I expect most of us think lateral magnification and not the multiplication of the lateral mag of the height and width of the image formed by an optical system. It's the same working the other direction on the focal length range. If a 50mm lens is "normal", a 500mm will magnify the image 10 times when compared to the normal lens. Yes, the tile you used will cover a 100x greater area, but that ain't magnification.

Whew...

Viceroy

This is all fascinating information, even though I am genuinely lost. You guys are absolute scientists. I will now have to tell my wife I am taking a physics class for my macro photography. :thumbup:

Nikonian72 Loc: Chico CA

I am NOT changing the definition of "magnifying power". I have previously read all of the literature you cited, and much more. I know you found, as I did, references where area magnification was questioned by others. Convention dictates term usage, not always logic.

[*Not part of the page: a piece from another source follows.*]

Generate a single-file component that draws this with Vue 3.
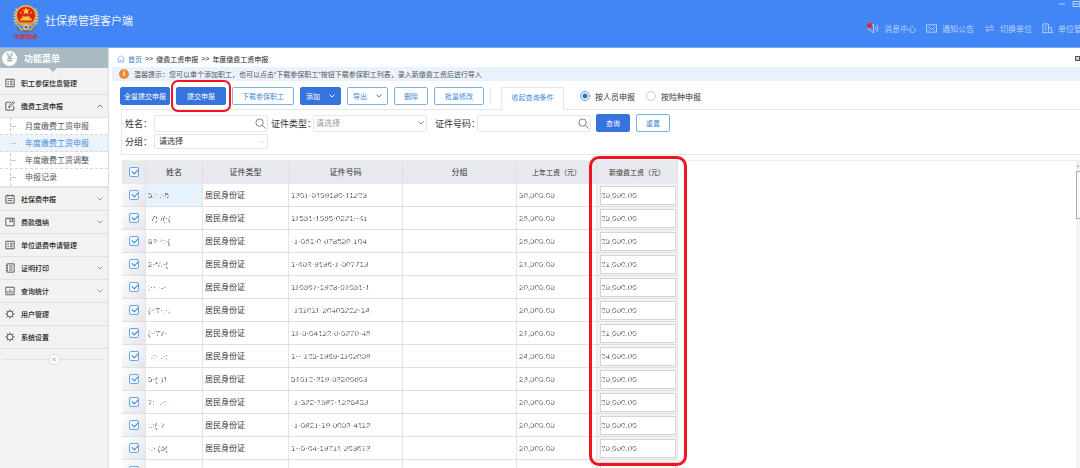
<script setup>
import { ref } from 'vue'

const nav = [
  { icon: 'speaker', label: '消息中心', badge: true },
  { icon: 'mail', label: '通知公告' },
  { icon: 'swap', label: '切换单位' },
  { icon: 'building', label: '单位管' }
]

const menu = [
  { icon: 'list', label: '职工参保信息管理' },
  {
    icon: 'edit', label: '缴费工资申报', open: true,
    children: ['月度缴费工资申报', '年度缴费工资申报', '年度缴费工资调整', '申报记录']
  },
  { icon: 'calendar', label: '社保费申报', arrow: true },
  { icon: 'book', label: '费款缴纳', arrow: true },
  { icon: 'list', label: '单位退费申请管理' },
  { icon: 'note', label: '证明打印', arrow: true },
  { icon: 'chart', label: '查询统计', arrow: true },
  { icon: 'gear', label: '用户管理' },
  { icon: 'gear', label: '系统设置' }
]
const current = '年度缴费工资申报'

const mode = ref('person')

const rows = ref([
  ['5.:·:·5', '1301·0199180·11223', '30,000.00', '30,000.00'],
  ['·7)·/(·(', '11551·1955·0221··41', '25,000.00', '25,000.00'],
  ['8?·*:·(', '·1·051·0·078520·104', '25,000.00', '25,000.00'],
  ['2·*/.·(', '1·403·9196·1·007713', '21,000.00', '21,000.00'],
  [':··-·-·', '110597·1978·01051·1', '20,000.00', '20,000.00'],
  ['(·:T·.·;', '·131011·20403222·14', '20,000.00', '20,000.00'],
  ['(·:77·', '11·0·04122·0·0270·45', '21,000.00', '21,000.00'],
  ['·.:··:·;', '1···125·1989·1102009', '24,000.00', '24,000.00'],
  ['5·(·)1', '51012·319·03200603', '23,000.00', '20,000.00'],
  ['7:.·.·:·', '·1·322·1987·1226433', '20,000.00', '20,000.00'],
  [':.:(·?', '·1·0821·19·0003·4112', '20,000.00', '20,000.00'],
  ['·:·.(5(', '1··0·04·19711·203673', '20,000.00', '20,000.00'],
  ['', '', '', '']
].map(([name, id, last, next]) => ({ checked: true, name, id, last, next })))
const allChecked = ref(true)
</script>

<template>
  <div class="app">
    <header class="top">
      <div class="brand">
        <svg class="emblem" viewBox="0 0 28 30" aria-hidden="true">
          <path d="M5 5C1 11 2 20 7 25M23 5c4 6 3 15-2 20" fill="none" stroke="#d8c083" stroke-width="3" stroke-dasharray="2 1" />
          <path d="M3 21c6 7 16 7 22 0l-2 6-9 3-9-3z" fill="#6b6f7c" />
          <circle cx="14" cy="12" r="11" fill="#e9b94b" />
          <circle cx="14" cy="12" r="9.5" fill="#e02415" />
          <path d="M14 3l1 3h3l-2.400 1.800 1 3-2.600-1.800-2.600 1.800 1-3L10 6h3z" fill="#ffd84a" />
          <path d="M8 17h12v-2h-2v-2h-8v2H8z" fill="#f7c843" />
          <circle cx="8.500" cy="9" r="0.800" fill="#ffd84a" /><circle cx="19.500" cy="9" r="0.800" fill="#ffd84a" />
          <path d="M6 19h16l-2 4H8z" fill="#d7a240" />
          <circle cx="14" cy="24" r="3" fill="#c7ccd0" /><circle cx="14" cy="24" r="1.500" fill="#8d5a33" />
          <path d="M7 25l4 2M21 25l-4 2" stroke="#e3c06b" stroke-width="1.500" />
        </svg>
        <span class="calligraphy">中国税务</span>
      </div>
      <h1>社保费管理客户端</h1>
      <nav class="links">
        <a v-for="n in nav" :key="n.label" href="#">
          <svg viewBox="0 0 12 12" aria-hidden="true">
            <g v-if="n.icon === 'speaker'"><path d="M1 4h2l3-3v10L3 8H1zM8 4q1.500 2 0 4M9.500 2q3 4 0 8" /></g>
            <g v-if="n.icon === 'mail'"><path d="M.5 2h11v8H.5zM2.500 4L6 7l3.500-3M2.500 8.500l1.500-1.500M9.500 8.500L8 7" /></g>
            <g v-if="n.icon === 'swap'"><path d="M1 4.500h9L7.500 2M11 7.500H2L4.500 10" /></g>
            <g v-if="n.icon === 'building'"><path d="M1 10.500V1h6v9.500M7 5h3.500v5.500M0 10.500h12M3 3.500h2M3 5.500h2M3 7.500h2M8.500 7.500h.5" /></g>
          </svg>
          <i v-if="n.badge" class="badge"></i>
          {{ n.label }}
        </a>
      </nav>
      <div class="window">
        <button aria-label="最小化"><svg viewBox="0 0 8 8"><path d="M1 4h6" /></svg></button>
        <button aria-label="还原"><svg viewBox="0 0 8 8"><path d="M1 1.500h7v5H1zM1 4h7" /></svg></button>
      </div>
    </header>

    <div class="body">
      <aside class="side">
        <div class="side-title"><span class="yen">¥</span>功能菜单</div>
        <ul class="menu">
          <li v-for="m in menu" :key="m.label">
            <a class="item" href="#">
              <svg class="glyph" viewBox="0 0 12 12" aria-hidden="true">
                <path v-if="m.icon === 'list'" d="M1 1.500h10v9H1zM3 4h1.500M3 6h1.500M3 8h1.500M6 4h3M6 6h3M6 8h3" />
                <path v-if="m.icon === 'edit'" d="M7 1.500H1v9.500h9.500V6M4.500 8l.5-2.500L10 .8l1.300 1.300L6.500 7z" />
                <path v-if="m.icon === 'calendar'" d="M1 2h10v9H1zM3.500.5V3M8.500.5V3M3 5.500h6M3 8h6" />
                <path v-if="m.icon === 'book'" d="M1 1.500h10v9H1zM6 1.500V6l1.500-1L9 6V1.500M3 1.500v1" />
                <path v-if="m.icon === 'note'" d="M2.500 1H11v10H2.500zM5 3.500h4M5 6h4M5 8.500h4M1 3h2M1 6h2M1 9h2" />
                <path v-if="m.icon === 'chart'" d="M1 1.500h10v9H1zM3.500 9V6M6 9V4M8.500 9V5.500" />
                <g v-if="m.icon === 'gear'"><circle cx="6" cy="6" r="3.500" /><path d="M6 .3v2M6 9.700v2M.3 6h2M9.700 6h2M2 2l1.500 1.500M8.500 8.500L10 10M10 2L8.500 3.500M3.500 8.500L2 10" /></g>
              </svg>
              <span>{{ m.label }}</span>
              <svg v-if="m.open" class="caret open" viewBox="0 0 6 6" aria-hidden="true"><path d="M.5 4.500L3 2l2.500 2.500" /></svg>
              <svg v-if="m.arrow" class="caret" viewBox="0 0 6 6" aria-hidden="true"><path d="M.5 1.500L3 4l2.500-2.500" /></svg>
            </a>
            <ul v-if="m.children" class="sub">
              <li v-for="c in m.children" :key="c"><a href="#" :class="{ on: c === current }">{{ c }}</a></li>
            </ul>
          </li>
        </ul>
        <div class="fold"><button aria-label="收起菜单">«</button></div>
      </aside>

      <main class="main">
        <div class="crumbs">
          <svg viewBox="0 0 10 10" aria-hidden="true"><path d="M.5 5L5 .8 9.500 5M1.800 4.500v4.700H4V6.500h2v2.700h2.200V4.500" /></svg>
          <a href="#">首页</a><span>&gt;&gt;</span><span>缴费工资申报</span><span>&gt;&gt;</span><span>年度缴费工资申报</span>
          <i class="dock"></i>
        </div>

        <p class="tip"><b>i</b>温馨提示：您可以单个添加职工，也可以点击“下载参保职工”按钮下载参保职工列表，录入新缴费工资后进行导入</p>

        <div class="tools">
          <button class="btn solid w50">全量提交申报</button>
          <div class="marked"><button class="btn solid w50">提交申报</button><i class="ring"></i></div>
          <button class="btn w62">下载参保职工</button>
          <button class="btn solid w41">添加<svg class="down" viewBox="0 0 6 6"><path d="M.5 1.500L3 4l2.500-2.500" /></svg></button>
          <button class="btn w41">导出<svg class="down" viewBox="0 0 6 6"><path d="M.5 1.500L3 4l2.500-2.500" /></svg></button>
          <button class="btn w34">删除</button>
          <button class="btn w50">批量修改</button>
          <i class="rule"></i>
          <button class="tab">收起查询条件</button>
          <div class="modes">
            <label><input v-model="mode" type="radio" name="mode" value="person">按人员申报</label>
            <label><input v-model="mode" type="radio" name="mode" value="type">按险种申报</label>
          </div>
        </div>

        <form class="filters" @submit.prevent>
          <div class="line first">
            <label for="f-name" class="short">姓名：</label>
            <div class="field"><input id="f-name" type="text"><svg class="search" viewBox="0 0 12 12"><circle cx="5" cy="5" r="4" /><path d="M8 8l3.500 3.500" /></svg></div>
            <label for="f-type" class="long">证件类型：</label>
            <div class="field"><select id="f-type" class="empty"><option>请选择</option></select><svg class="pick" viewBox="0 0 6 6"><path d="M.5 1.500L3 4l2.500-2.500" /></svg></div>
            <label for="f-id" class="long wide">证件号码：</label>
            <div class="field"><input id="f-id" type="text"><svg class="search" viewBox="0 0 12 12"><circle cx="5" cy="5" r="4" /><path d="M8 8l3.500 3.500" /></svg></div>
            <div class="actions">
              <button class="btn solid w34" type="submit">查询</button>
              <button class="btn w34" type="reset">重置</button>
            </div>
          </div>
          <div class="line">
            <label for="f-group" class="short">分组：</label>
            <div class="field low"><select id="f-group"><option>请选择</option></select><svg class="pick pale" viewBox="0 0 6 6"><path d="M.5 1.500L3 4l2.500-2.500" /></svg></div>
          </div>
        </form>

        <section class="grid">
          <div class="sheet">
            <table>
              <colgroup><col class="c-check"><col class="c-name"><col class="c-type"><col class="c-id"><col class="c-group"><col class="c-last"><col class="c-new"></colgroup>
              <thead>
                <tr>
                  <th class="check-all"><input v-model="allChecked" type="checkbox" aria-label="全选"></th>
                  <th>姓名</th><th>证件类型</th><th>证件号码</th><th>分组</th><th>上年工资（元）</th><th>新缴费工资（元）</th>
                </tr>
              </thead>
              <tbody>
                <tr v-for="(r, i) in rows" :key="i">
                  <td class="check"><input v-model="r.checked" type="checkbox" :aria-label="'选择第' + (i + 1) + '行'"></td>
                  <td :class="{ active: i === 0 }"><span class="worn">{{ r.name }}</span></td>
                  <td>{{ r.id ? '居民身份证' : '' }}</td>
                  <td><span class="worn">{{ r.id }}</span></td>
                  <td></td>
                  <td><span class="worn">{{ r.last }}</span></td>
                  <td class="entry"><div class="box"><input v-model="r.next" class="worn" type="text" :aria-label="'第' + (i + 1) + '行新缴费工资'"></div></td>
                </tr>
              </tbody>
            </table>
          </div>
          <i class="frame"></i>
          <div class="scroll"><svg viewBox="0 0 6 6"><path d="M1 4l2-2 2 2z" /></svg><i></i></div>
        </section>
      </main>
    </div>
  </div>
</template>

<style>
body { margin: 0; overflow: hidden; }
</style>

<style scoped>
* { box-sizing: border-box; }
.app {
  height: 100vh; display: flex; flex-direction: column; overflow: hidden;
  font-family: "Liberation Sans", "Noto Sans CJK SC", sans-serif; font-size: 7px; color: #333; background: #fff;
}
button, input, select { font: inherit; color: inherit; margin: 0; }
a { color: inherit; text-decoration: none; }
ul { list-style: none; margin: 0; padding: 0; }
svg { fill: none; stroke: currentColor; stroke-width: 1; flex: none; }

.top { position: relative; flex: none; height: 48px; display: flex; background: #4285f4; border-bottom: 1px solid #75a5f5; overflow: hidden; color: #fff; }
.brand { width: 45px; padding: 4px 0 0 6px; display: flex; flex-direction: column; align-items: center; flex: none; }
.emblem { width: 28px; height: 29px; stroke: none; }
.calligraphy { font-size: 6px; line-height: 8px; font-weight: bold; font-style: italic; color: #d3332f; white-space: nowrap; }
h1 { margin: 0; font-size: 11px; font-weight: normal; line-height: 43px; color: #eef4ff; }
.links { margin: 18px -2px 0 auto; display: flex; gap: 10px; height: 20px; align-items: center; }
.links a { position: relative; display: flex; gap: 5px; align-items: center; font-size: 8px; color: #b9d3fc; white-space: nowrap; }
.links svg { width: 11px; height: 11px; }
.badge { position: absolute; left: -1px; top: 0; width: 5px; height: 5px; border-radius: 50%; background: #e8202a; }
.window { position: absolute; top: 0; right: 0; display: flex; gap: 6px; color: #b9d3fc; }
.window button { border: 0; padding: 0; background: none; height: 8px; width: 8px; display: flex; }
.window svg { width: 8px; height: 8px; }

.body { flex: 1; min-height: 0; display: flex; }
.side { flex: none; width: 109px; background: #f2f2f2; border-right: 1px solid #dedede; }
.side-title { position: relative; height: 20px; margin-bottom: 4px; padding-left: 2px; display: flex; align-items: center; gap: 7px; background: #a9bac3; color: #fff; font-size: 9px; font-weight: bold; }
.side-title::after { content: ""; position: absolute; left: 49px; top: 20px; border: 4px solid transparent; border-bottom: 0; border-top-color: #a9bac3; }
.yen { width: 15px; height: 15px; border-radius: 50%; background: #fff; color: #a9bac3; font-size: 12px; line-height: 15px; text-align: center; }
.item { height: 23px; display: flex; align-items: center; gap: 6px; padding: 0 5px; border-bottom: 1px solid #e0e0e0; color: #222; font-weight: 500; }
.glyph { width: 10px; height: 10px; color: #444; }
.caret { width: 6px; height: 6px; margin-left: auto; color: #999; }
.caret.open { color: #4a86cc; }
.sub { position: relative; background: #fff; border-bottom: 2px solid #e4e4e4; font-size: 8px; color: #555; }
.sub::before { content: ""; position: absolute; left: 10px; top: 0; bottom: 0; border-left: 1px dashed #ccc; }
.sub a { position: relative; display: block; height: 17px; line-height: 17px; padding-left: 25px; border-bottom: 1px dashed #d8d8d8; white-space: nowrap; }
.sub a::before { content: ""; position: absolute; left: 11px; top: 8px; width: 5px; border-top: 1px dashed #ccc; }
.sub li:last-child a { border-bottom: 0; }
.sub a.on { background: #edf3fa; color: #4a8ed8; }
.fold { position: relative; margin: 5px 3px; display: flex; justify-content: center; }
.fold::before { content: ""; position: absolute; left: 0; right: 0; top: 5px; border-top: 1px solid #e2e2e2; }
.fold button { position: relative; width: 11px; height: 11px; padding: 0; border: 1px solid #ddd; border-radius: 50%; background: #fff; color: #8a9bab; font-size: 8px; line-height: 8px; }

.main { flex: 1; min-width: 0; display: flex; flex-direction: column; padding-left: 3px; }
.crumbs { flex: none; height: 19px; padding: 2px 0 0 5px; display: flex; align-items: center; gap: 3px; white-space: nowrap; color: #222; }
.crumbs svg { width: 8px; height: 8px; color: #7fb2e4; }
.crumbs a { color: #3f7fc4; }
.dock { width: 5px; height: 5px; margin-left: auto; border: 1px solid #555; background: #ccc; }
.tip { flex: none; height: 14px; margin: 0; padding-left: 7px; display: flex; align-items: center; background: #e9f2fd; color: #555; white-space: nowrap; }
.tip b { width: 10px; height: 10px; margin-right: 5px; border-radius: 50%; background: #ee8a35; color: #fff; font: italic bold 8px/10px "Liberation Serif", serif; text-align: center; }

.tools { flex: none; height: 28px; padding: 6px 0 0 8px; display: flex; align-items: flex-start; gap: 6px; }
.btn { display: flex; align-items: center; justify-content: center; height: 18px; padding: 0; border: 1px solid #7fb0e6; border-radius: 2px; background: #fff; color: #4288d8; white-space: nowrap; }
.btn.solid { background: #3573dd; border-color: #3573dd; color: #fff; }
.w34 { width: 34px; }
.w41 { width: 41px; }
.w50 { width: 50px; }
.w62 { width: 62px; }
.down { width: 6px; height: 6px; margin-left: 9px; }
.marked { position: relative; }
.ring { position: absolute; inset: -7px -5px -7px -5px; border: 2px solid #ee1420; border-radius: 7px; z-index: 2; }
.rule { width: 1px; height: 18px; background: #e4e4e4; }
.tab { position: relative; width: 63px; height: 23px; margin-left: 4px; padding: 0 0 5px; border: 1px solid #e6e6e6; border-bottom: 0; border-radius: 2px 2px 0 0; background: #fff; color: #4288d8; }
.modes { display: flex; gap: 11px; height: 18px; margin-left: 10px; font-size: 8px; }
.modes label { display: flex; align-items: center; gap: 5px; }
input[type="radio"] { appearance: none; width: 10px; height: 10px; border: 1px solid #ccc; border-radius: 50%; background: #fff; }
input[type="radio"]:checked { border-color: #5b9be8; background: radial-gradient(circle, #2f73d8 0 2px, #fff 3px); }

.filters { flex: none; margin-left: 9px; padding: 4px 0 5px 3px; border: 1px solid #e8e8e8; border-width: 1px 0 1px 1px; }
.line { display: flex; align-items: center; height: 15px; font-size: 9px; }
.line.first { height: 18px; margin-bottom: 2px; }
.short { width: 29px; white-space: nowrap; }
.long { width: 42px; margin-left: 3px; white-space: nowrap; }
.long.wide { margin-left: 8px; }
.field { position: relative; width: 114px; height: 17px; font-size: 8px; }
.field.low { height: 15px; }
.field input, .field select { appearance: none; display: block; width: 100%; height: 100%; padding: 0 4px; border: 1px solid #e6e6e6; border-radius: 2px; background: #fff; outline: 0; }
.field select.empty { padding: 0 2px; color: #999; }
.search { position: absolute; right: 2px; top: 3px; width: 11px; height: 11px; color: #777; }
.pick { position: absolute; right: 3px; top: 5px; width: 6px; height: 6px; color: #888; }
.pick.pale { color: #ddd; }
.actions { display: flex; gap: 6px; margin-left: 5px; font-size: 7px; }

.grid { position: relative; flex: 1; min-height: 0; margin: 5px 0 0 10px; border-top: 1px solid #eee; }
.sheet { height: 100%; overflow: hidden; }
table { width: 556px; table-layout: fixed; border-collapse: separate; border-spacing: 0; }
.c-check { width: 24px; }
.c-name { width: 57px; }
.c-type { width: 86px; }
.c-id { width: 114px; }
.c-group { width: 114px; }
.c-last { width: 80px; }
.c-new { width: 81px; }
th, td { height: 23px; padding: 2px 2px 0; border-right: 1px solid #e4e4e0; border-bottom: 1px solid #dfdfdf; white-space: nowrap; overflow: hidden; line-height: 12px; }
th { font-weight: normal; text-align: center; background: #e8e9ee; border-bottom-color: #e8e9ee; border-right-color: #dedfe4; font-size: 8px; }
th:nth-child(n+6) { font-size: 7px; }
td { font-size: 8px; }
th.check-all, td.check { padding: 0 2px; }
.check { text-align: center; background: linear-gradient(135deg, #fff, #e4e5ec); }
input[type="checkbox"] { appearance: none; display: block; margin: 0 auto; width: 10px; height: 10px; border: 1px solid #6ba6e4; border-radius: 2px; background: #f3f9ff; position: relative; }
input[type="checkbox"]:checked::after { content: ""; position: absolute; left: 2px; top: 1px; width: 5px; height: 3px; border: solid #3d86d8; border-width: 0 0 1px 1px; transform: rotate(-45deg); }
.active { background: #e6f2fe; }
.worn { color: #555; -webkit-mask-image: repeating-linear-gradient(150deg, #000 0 3px, rgba(0, 0, 0, .25) 4px 5px); mask-image: repeating-linear-gradient(150deg, #000 0 3px, rgba(0, 0, 0, .25) 4px 5px); }
td.entry { padding: 0 1px 0 3px; background: #f3f3f4; }
.box { height: 19px; border: 1px solid #d4d4d4; background: #fff; }
.box input { display: block; width: 100%; height: 17px; padding: 0; border: 0; background: none; outline: 0; }
.frame { position: absolute; left: 467px; top: -5px; width: 98px; bottom: 2px; border: 3px solid #ee1420; border-radius: 10px; }
.scroll { position: absolute; right: 0; top: 0; bottom: 0; width: 4px; background: #f3f3f3; }
.scroll svg { display: block; width: 4px; height: 10px; fill: #888; stroke: none; }
.scroll i { display: block; height: 48px; border: 1px solid #aaa; border-right: 0; background: #fafafa; }
</style>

As an example, a 2x power lens will increase area 4x. When I label an insect as 4x life-size, I do not mean 4x length. What kind of enlargement only elongates? Distance enlargements only elongate. By logic, that implies a long, narrow increase in size. A circle will become a very long oval; a square will become a long rectangle.

The one image I was not able make (not a PS user) is a single tile stretched to four times its length, but retain its width. Using your definition of magnification, that wild represent 4x, but not 4x life-size.